In her later years, she was grateful that she stubbornly had forged ahead.
Mom bravely and directly faced, and overcame, the most trying and difficult thing a parent can experience: the death of her two eldest children, Bob in 1997 and Dave in 2014.
She came within a hairs’ breadth of losing Gary as well in 2008, when he was a few days away from death before getting a life-saving liver transplant at the Mayo Clinic in Florida, where she steadfastly refused to leave his bedside.
When Jill came into my life 22 years ago, Mom took her in and loved her as much as any of us. She was extraordinarily pleased that her baby had found his life partner, and she took Jill into our family as one of her own.
True, it was a challenge to live with both these strong-willed women under one roof – and it put me squarely in the middle – but she truly loved you, Jill. Always.

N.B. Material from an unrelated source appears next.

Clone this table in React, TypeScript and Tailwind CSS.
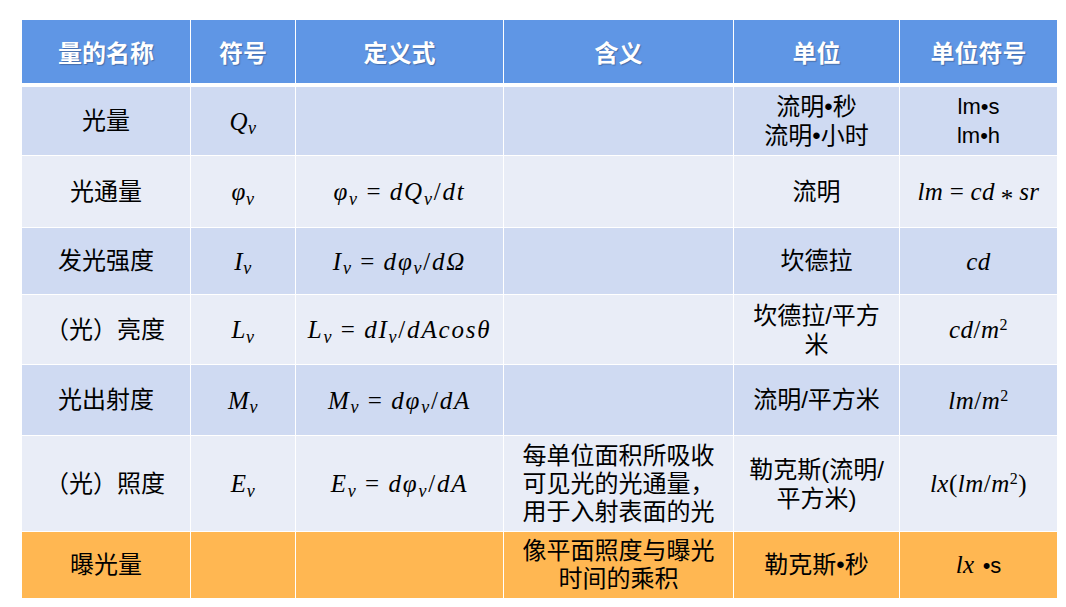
import React from "react";

const CJK = "font-['Liberation_Sans','Noto_Sans_CJK_SC',sans-serif]";

function M({ children, wide }: { children: React.ReactNode; wide?: boolean }) {
  return (
    <span
      className={`font-['Liberation_Serif',serif] italic text-[25px] leading-none whitespace-nowrap ${
        wide ? "tracking-[1.8px]" : "tracking-[0.5px]"
      }`}
    >
      {children}
    </span>
  );
}
function S({ children }: { children: React.ReactNode }) {
  return <sub className="text-[18px]">{children}</sub>;
}
function Op({ children, wide }: { children: React.ReactNode; wide?: boolean }) {
  return <span className={`not-italic ${wide ? "mx-[0.3em]" : "mx-[0.25em]"}`}>{children}</span>;
}
function Up({ children }: { children: React.ReactNode }) {
  return <span className="not-italic">{children}</span>;
}
function Sup2() {
  return <sup className="not-italic text-[16px]">2</sup>;
}

const cols = "grid grid-cols-[168px_104px_207px_229px_165px_157px] gap-x-px";

type Row = {
  h: string;
  bg: string;
  cells: React.ReactNode[];
};

const DARK = "bg-[#cfdaf2]";
const LIGHT = "bg-[#e9edf7]";
const ORANGE = "bg-[#ffb752]";

const rows: Row[] = [
  {
    h: "h-[68px]",
    bg: DARK,
    cells: [
      "光量",
      <M>Q<S>v</S></M>,
      null,
      null,
      <span className="leading-[29px]">流明•秒<br />流明•小时</span>,
      <span className="font-['Liberation_Sans',sans-serif] text-[22px] leading-[29px]">lm•s<br />lm•h</span>,
    ],
  },
  {
    h: "h-[71px]",
    bg: LIGHT,
    cells: [
      "光通量",
      <M>φ<S>v</S></M>,
      <M wide>φ<S>v</S><Op wide>=</Op>dQ<S>v</S><Up>/</Up>dt</M>,
      null,
      <span>流明</span>,
      <M>
        lm<Op>=</Op>cd
        <span className="not-italic mx-[0.22em] relative top-[0.28em]">*</span>
        sr
      </M>,
    ],
  },
  {
    h: "h-[66px]",
    bg: DARK,
    cells: [
      "发光强度",
      <M>I<S>v</S></M>,
      <M wide>I<S>v</S><Op wide>=</Op>dφ<S>v</S><Up>/</Up>dΩ</M>,
      null,
      <span>坎德拉</span>,
      <M>cd</M>,
    ],
  },
  {
    h: "h-[69px]",
    bg: LIGHT,
    cells: [
      <span className="-ml-[2px]">（光）亮度</span>,
      <M>L<S>v</S></M>,
      <M wide>L<S>v</S><Op wide>=</Op>dI<S>v</S><Up>/</Up>dAcosθ</M>,
      null,
      <span className="leading-[29px]">坎德拉/平方<br />米</span>,
      <M>cd<Up>/</Up>m<Sup2 /></M>,
    ],
  },
  {
    h: "h-[70px]",
    bg: DARK,
    cells: [
      "光出射度",
      <M>M<S>v</S></M>,
      <M wide>M<S>v</S><Op wide>=</Op>dφ<S>v</S><Up>/</Up>dA</M>,
      null,
      <span>流明/平方米</span>,
      <M>lm<Up>/</Up>m<Sup2 /></M>,
    ],
  },
  {
    h: "h-[95px]",
    bg: LIGHT,
    cells: [
      <span className="-ml-[2px]">（光）照度</span>,
      <M>E<S>v</S></M>,
      <M wide>E<S>v</S><Op wide>=</Op>dφ<S>v</S><Up>/</Up>dA</M>,
      <span className="leading-[28px]">每单位面积所吸收<br />可见光的光通量，<br />用于入射表面的光</span>,
      <span className="leading-[29px]">勒克斯(流明/<br />平方米)</span>,
      <M>lx<Up>(</Up>lm<Up>/</Up>m<Sup2 /><Up>)</Up></M>,
    ],
  },
  {
    h: "h-[66px]",
    bg: ORANGE,
    cells: [
      "曝光量",
      null,
      null,
      <span className="leading-[28px]">像平面照度与曝光<br />时间的乘积</span>,
      <span>勒克斯•秒</span>,
      <span>
        <M>lx</M>
        <span className="font-['Liberation_Sans',sans-serif] text-[22px] ml-[8px]">•s</span>
      </span>,
    ],
  },
];

export default function App() {
  const headers = ["量的名称", "符号", "定义式", "含义", "单位", "单位符号"];
  return (
    <div className={`w-[1066px] h-[607px] bg-white pt-[20px] pl-[22px] text-black ${CJK}`}>
      <div className="flex flex-col gap-y-px w-[1035px]">
        <div className={`${cols} h-[63px] mb-[3px]`}>
          {headers.map((h) => (
            <div
              key={h}
              className="bg-[#5f96e5] flex items-center justify-center pt-[4px] text-white font-bold text-[24px] [text-shadow:1px_1px_1px_rgba(40,60,100,0.45)]"
            >
              {h}
            </div>
          ))}
        </div>
        {rows.map((r, i) => (
          <div key={i} className={`${cols} ${r.h}`}>
            {r.cells.map((c, j) => (
              <div
                key={j}
                className={`${r.bg} flex items-center justify-center text-center text-[24px]`}
              >
                {c}
              </div>
            ))}
          </div>
        ))}
      </div>
    </div>
  );
}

Mom was always there for us. Always.
Even though she is gone now, she will always be there, just like my dad, for the rest of my days, and maybe a little beyond. I will always hear her voice, and always feel her love for me. Always
Our original family of six is now down to two. I love you, Gary, and am so grateful to have you as my brother. Always.
But there is much more than just the two of us, for our family extends, and Mom taught us that our family includes our friends. Again, I am grateful. Always.
As for mom – she had something the Eveready Bunny never did have – jet assisted takeoff.
I love you mom, and thank you for all you’ve done for me, my brothers and the rest of our extended family and friends. We will always miss you. Always.
Thank you all for coming to honor and remember my mom, Millie Evans.